There have been concessions to your average action film punter who's probably never even heard of the original, however. The storyline has been simplified (in the sense of at least one major character being dropped and a couple of others rolled into one) and a more familiar Hollywood flavour given to the future wasteland scenario, so that the whole thing occasionally teeters on the brink of suddenly turning into Mad Max II. But it doesn't, so that's alright. It manages to stick to the basic story thread of one bloke being the Fist of the North Star, another bloke being the Master of Southern Cross and 'the teachings' apparently dictating that the two must never fight... for a while, anyway, then it happily bins this ridiculous idea and gets everyone in to have a good old-fashioned scrap. So it's all pretty straightforward at the end of the day.
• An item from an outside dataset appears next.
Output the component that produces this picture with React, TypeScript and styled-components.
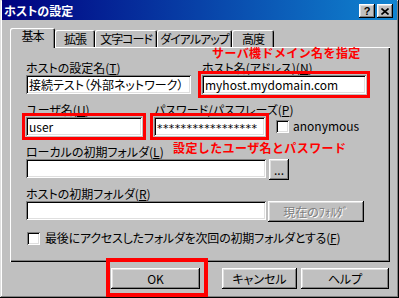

Straight-to-video martial arts ponce Gary Daniels does somehow look the part as Kenshiro, and as his Aussie twang isn't called into play too frequently you don't keep expecting Home And Away's Alf Stewart to turn up with chins retracted and demand that "You get out of my store, young Ken." His nemesis, Shin, is played by some other even less famous bloke, while Reservoir Dogs' Chris Penn gets to be another nutter and the unavoidable Malcolm McDowell chips in a deeply strenuous performance as a bloke who gets killed in the first five minutes. Apart from that it's a cast of nobodies. Spot the irony.
But despite offering nothing spectacular or stunningly innovative to the world, Fist isn't as bad as it could have been. It's definitely a bit shaky all round, yes, but the exploding heads and bursting arteries are fairly well done and that's all any version of the story ever had going for it really, so at least you can't complain about the budget being spent in all the wrong places.